Compreendo mais do que todos os meus mestres, porque medito  (hx’yf) (Sihãh) nos teus testemunhos. (Sl 119.99).

     O Salmista narrando a sua prática prazerosa, diz: Meditarei  (x;yfi) (Siha) nos teus preceitos, e às tuas veredas terei respeito” (Sl 119.15/Sl 119.27,48,78,148).

Maringá, 01 de julho de 2021.

Rev. Hermisten Maia Pereira da Costa


[1] Veja-se: Bruce K. Waltke; James M. Houston; Erica Moore, The Psalms as Christian Worship: A Historical Commentary,  Grand Rapids, MI.: Eerdmans, 2010, (Sl 1.2), p. 139.

[2] Vejam-se: Mark D. Futato, Interpretação dos Salmos, São Paulo: Cultura Cristã, 2011, p. 55-56; Hebert Wolf, Hagâ: In:  R. Laird Harris, et. al., eds. Dicionário Internacional de Teologia do Antigo Testamento,São Paulo: Vida Nova, 1998, p. 337; Willem A. VanGemeren,  Psalms. In: Frank E. Gaebelein, ed. ger., The Expositor’s Bible Commentary, Grand Rapids, Michigan: Zondervan,  1991, v.  5, (Sl 1), p. 55; M.V. Van Pelt; W.C. Kaiser, Jr., Hgh: In: Willem A. VanGemeren, org., Novo Dicionário Internacional de Teologia e Exegese do Antigo Testamento, São Paulo: Cultura Cristã, 2011, v.  1, p. 981-982; Helmer Ringgren; A. Negoitã, Haghah: In: G. Johannes Botterweck; Helmer Ringgren; Heinz-Josef Fabry, eds., Theological Dictionary of the Old Testament, Grand Rapids, MI.: Eerdamans, 1978, v. 3, p. 321-324.

[3]“A aprendizagem é o processo mediante o qual a experiência passada do amor de Deus é traduzida, pelos aprendizes, em obediência à Torá de Deus” (D. Müller, Discípulo: In: Colin Brown, ed. ger. Novo Dicionário Internacional de Teologia do Novo Testamento,São Paulo: Vida Nova, 1981-1983, v. 1, p. 662).

[4]“O coração do justo medita (hg’h’) (hãgãh) o que há de responder, mas a boca dos perversos transborda maldades” (Pv 15.28).

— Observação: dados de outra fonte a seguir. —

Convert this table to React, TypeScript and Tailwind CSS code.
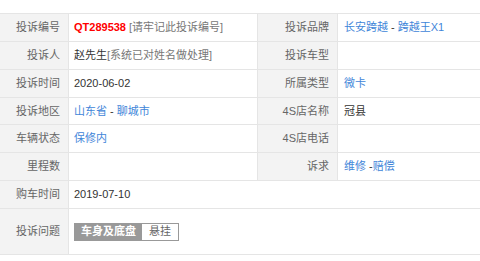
const font = { fontFamily: '"Liberation Sans", "Noto Sans CJK SC", sans-serif' }

type Cell = { label: string; value: React.ReactNode }

function Label({ children, wide }: { children: React.ReactNode; wide?: boolean }) {
  return (
    <div
      className={
        "flex items-center justify-end bg-[#f3f3f3] text-[#666] pr-[8px] border-[#e5e5e5] " +
        (wide ? "w-[81px] border-l border-r" : "w-[69px] border-r")
      }
    >
      {children}
    </div>
  )
}

function Link({ children }: { children: React.ReactNode }) {
  return <span className="text-[#3f86d9]">{children}</span>
}

function Row({ h, left, right }: { h: string; left: Cell; right?: Cell }) {
  return (
    <div className={"flex border-b border-[#e5e5e5] " + h}>
      <Label>{left.label}</Label>
      <div className={"flex items-center pl-[5px] text-[#333] " + (right ? "w-[188px]" : "flex-1")}>{left.value}</div>
      {right && (
        <>
          <Label wide>{right.label}</Label>
          <div className="flex flex-1 items-center pl-[6px] text-[#333]">{right.value}</div>
        </>
      )}
    </div>
  )
}

export default function App() {
  return (
    <div className="w-[480px] h-[261px] bg-white overflow-hidden text-[11px]" style={font}>
      <div className="mt-[13px] border-t border-[#e5e5e5]">
        <Row
          h="h-[28px]"
          left={{
            label: "投诉编号",
            value: (
              <>
                <span className="text-[#f00] font-bold">QT289538</span>
                <span className="text-[#777] ml-[3px]">[请牢记此投诉编号]</span>
              </>
            ),
          }}
          right={{
            label: "投诉品牌",
            value: (
              <>
                <Link>长安跨越</Link>
                <span className="mx-[3px]">-</span>
                <Link>跨越王X1</Link>
              </>
            ),
          }}
        />
        <Row
          h="h-[28px]"
          left={{
            label: "投诉人",
            value: (
              <>
                <span>赵先生</span>
                <span className="text-[#777]">[系统已对姓名做处理]</span>
              </>
            ),
          }}
          right={{ label: "投诉车型", value: null }}
        />
        <Row
          h="h-[28px]"
          left={{ label: "投诉时间", value: "2020-06-02" }}
          right={{ label: "所属类型", value: <Link>微卡</Link> }}
        />
        <Row
          h="h-[27px]"
          left={{
            label: "投诉地区",
            value: (
              <>
                <Link>山东省</Link>
                <span className="mx-[3px]">-</span>
                <Link>聊城市</Link>
              </>
            ),
          }}
          right={{ label: "4S店名称", value: "冠县" }}
        />
        <Row
          h="h-[28px]"
          left={{ label: "车辆状态", value: <Link>保修内</Link> }}
          right={{ label: "4S店电话", value: null }}
        />
        <Row
          h="h-[28px]"
          left={{ label: "里程数", value: null }}
          right={{
            label: "诉求",
            value: (
              <>
                <Link>维修</Link>
                <span className="ml-[3px]">-</span>
                <Link>赔偿</Link>
              </>
            ),
          }}
        />
        <Row h="h-[28px]" left={{ label: "购车时间", value: "2019-07-10" }} />
        <Row
          h="h-[46px]"
          left={{
            label: "投诉问题",
            value: (
              <div className="flex h-[18px] border border-[#999]">
                <span className="flex items-center bg-[#999] text-white font-bold px-[6px]">车身及底盘</span>
                <span className="flex items-center bg-white text-[#666] px-[7px]">悬挂</span>
              </div>
            ),
          }}
        />
      </div>
    </div>
  )
}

[5]“Quando formos premidos pela adversidade, ou envolvidos em profundas aflições, meditemos nas promessas de Deus, nas quais a esperança de salvação nos é demonstrada, de modo que, usando este escudo como nossa defesa, rompamos todas as tentações que nos assaltam” (João Calvino, O Livro dos Salmos,  v.  1, (Sl 4), p. 89).

[6]João Amós Coménio,Didáctica Magna, 3. ed. Lisboa: Fundação Calouste Gulbenkian, (1985), XXIV.7. p. 355.

[7]Packer assim define: “Meditação é o ato de trazer à mente as várias coisas que se conhecem sobre as atividades, os modos, os propósitos e as promessas de Deus; pensar em tudo isso, refletir sobre essas coisas e aplicá-las à própria vida”(J.I. Packer,  O Conhecimento de Deus,  São Paulo: Mundo Cristão, 1980, p. 15).